# Thread: Diff Eq. Non-homogeneous const coeffs, particular solution is particularly hard

1. ## Diff Eq. Non-homogeneous const coeffs, particular solution is particularly hard

$\displaystyle y'' + 3y' + 2y = 5e^{-2x}$ <-- problem

General Solution
$\displaystyle r^2 + 3r + 2 = 0$
$\displaystyle (r + 1)(r + 2) = 0$
$\displaystyle r = -1, -2$
$\displaystyle y = c1*e^{-1x} + c2*e^{-2x} + yparticular$

Particular Solution
$\displaystyle yparticular = A*e^{-2x}$
$\displaystyle yparticular' = -2A*e^{-2x}$
$\displaystyle yparticular'' = 4A*e^{-2x}$
$\displaystyle 4A*e^{-2x} -6A*e^{-2x}+2A*e^{-2x} = 5*e^{-2x}$
$\displaystyle 6A-6A = 5$
$\displaystyle 0 = 5$

The conclusion I arrive at after figuring out the particular solution cannot be true and I am lost as to what this means and or how to solve the problem.

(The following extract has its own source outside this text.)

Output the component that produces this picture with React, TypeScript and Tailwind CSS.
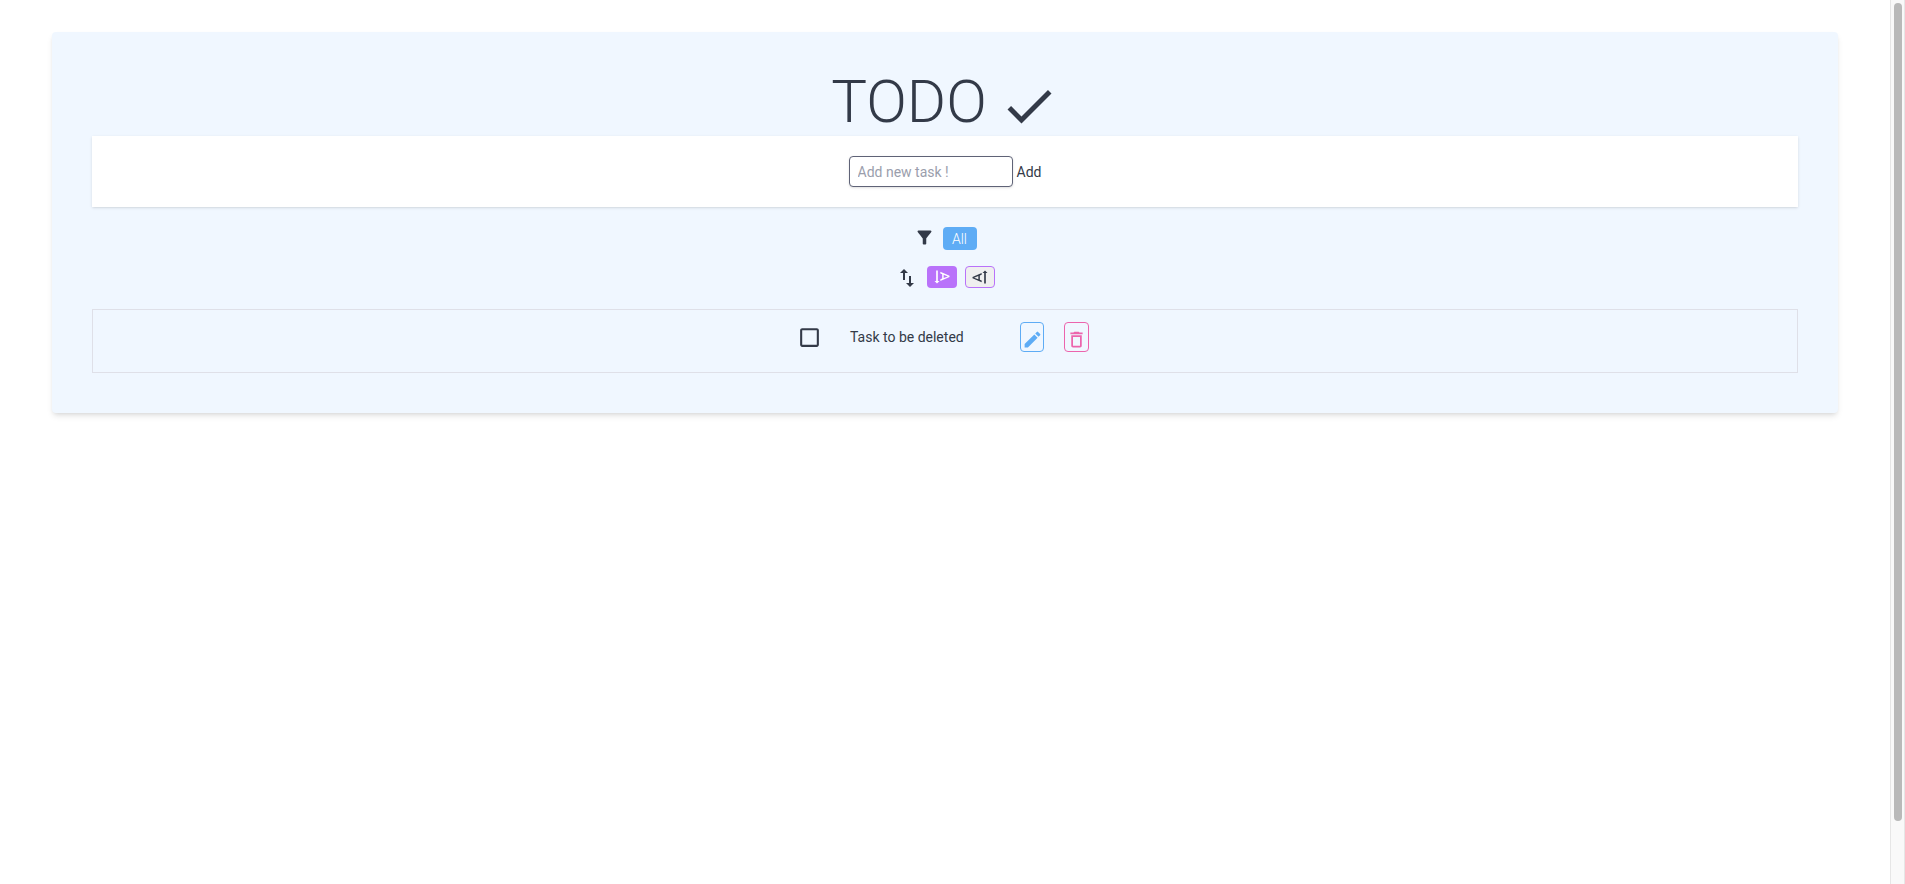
import { useState } from "react";
import {
  MdCheck,
  MdCheckBoxOutlineBlank,
  MdDeleteOutline,
  MdEdit,
  MdFilterAlt,
  MdImportExport,
  MdTextRotateUp,
  MdTextRotationDown,
} from "react-icons/md";

export default function App() {
  const [task, setTask] = useState("");
  const [done, setDone] = useState(false);

  return (
    <div className="flex min-h-screen bg-white font-['Roboto',sans-serif] text-sm leading-5 text-[#333a48]">
      <main className="min-w-0 flex-1 px-[52px] py-8">
        <section className="rounded bg-[#f0f7ff] p-10 shadow-md">
          <h1 className="flex h-16 items-center justify-center gap-3 pb-1 text-6xl font-light">
            TODO <MdCheck aria-hidden="true" className="mt-2" />
          </h1>

          <form
            className="flex items-center justify-center gap-1 bg-white p-5 shadow-sm"
            onSubmit={(event) => event.preventDefault()}
          >
            <input
              type="text"
              aria-label="New task"
              placeholder="Add new task !"
              value={task}
              onChange={(event) => setTask(event.target.value)}
              className="h-[31px] w-[164px] rounded border border-[#5f6377] bg-white px-2 shadow-sm placeholder:text-[#9a9eac]"
            />
            <button type="submit">Add</button>
          </form>

          <div className="mt-5 flex h-[23px] items-start justify-center gap-2">
            <MdFilterAlt aria-hidden="true" size={21} />
            <button type="button" className="h-[23px] w-[34px] rounded bg-[#5eacf5] font-light text-white">
              All
            </button>
          </div>

          <div className="mt-4 flex h-[22px] items-center justify-center gap-2">
            <MdImportExport aria-hidden="true" size={24} className="mt-0.5" />
            <button
              type="button"
              aria-label="Sort descending"
              className="flex h-[22px] w-[30px] items-center justify-center rounded bg-[#b972fa] text-white"
            >
              <MdTextRotationDown size={20} />
            </button>
            <button
              type="button"
              aria-label="Sort ascending"
              className="flex h-[22px] w-[30px] items-center justify-center rounded border border-[#b972fa] bg-[#efefef]"
            >
              <MdTextRotateUp size={20} className="shrink-0" />
            </button>
          </div>

          <ul className="mt-[21px] border border-[#dfe0e8]">
            <li className="flex h-[62px] items-start justify-center pt-3 pr-1">
              <label className="flex h-[30px] items-center gap-7">
                <input
                  type="checkbox"
                  checked={done}
                  onChange={() => setDone(!done)}
                  className="peer sr-only"
                />
                <MdCheckBoxOutlineBlank aria-hidden="true" size={25} className="peer-checked:text-[#5eacf5]" />
                <span className="w-[142px]">Task to be deleted</span>
              </label>
              <button
                type="button"
                aria-label="Edit task"
                className="ml-7 flex h-[30px] w-6 items-center justify-center rounded border border-[#5eacf5] text-[#5eacf5]"
              >
                <MdEdit size={21} className="mt-1 shrink-0" />
              </button>
              <button
                type="button"
                aria-label="Delete task"
                className="ml-5 flex h-[30px] w-[25px] items-center justify-center rounded border border-[#ec64ad] text-[#ec64ad]"
              >
                <MdDeleteOutline size={21} className="mt-1 shrink-0" />
              </button>
            </li>
          </ul>
        </section>
      </main>

      <div aria-hidden="true" className="sticky top-0 h-screen w-[15px] shrink-0 border-x border-[#e6e6e6] bg-[#f9f9f9] py-[3px] pl-[3px]">
        <div className="h-[93.2%] w-2 rounded-full bg-[#b9b9b9]" />
      </div>
    </div>
  );
}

Can anyone help clear this up for me?

Thanks in advance

2. Originally Posted by vitaemage
$\displaystyle y'' + 3y' + 2y = 5e^{-2x}$ <-- problem

General Solution
$\displaystyle r^2 + 3r + 2 = 0$
$\displaystyle (r + 1)(r + 2) = 0$
$\displaystyle r = -1, -2$
$\displaystyle y = c1*e^{-1x} + c2*e^{-2x} + yparticular$

Particular Solution
$\displaystyle yparticular = A*e^{-2x}$
$\displaystyle yparticular' = -2A*e^{-2x}$
$\displaystyle yparticular'' = 4A*e^{-2x}$
$\displaystyle 4A*e^{-2x} -6A*e^{-2x}+2A*e^{-2x} = 5*e^{-2x}$
$\displaystyle 6A-6A = 5$
$\displaystyle 0 = 5$

The conclusion I arrive at after figuring out the particular solution cannot be true and I am lost as to what this means and or how to solve the problem. Can anyone help clear this up for me?

Thanks in advance
You should know to try $\displaystyle y_p = a x e^{-2x}$.

This 'problem' occurs whenever $\displaystyle \lambda = \lambda_1$ is one of the solutions to the auxillary equation and $\displaystyle e^{\lambda_1 x}$ is one of the terms in the right hand side.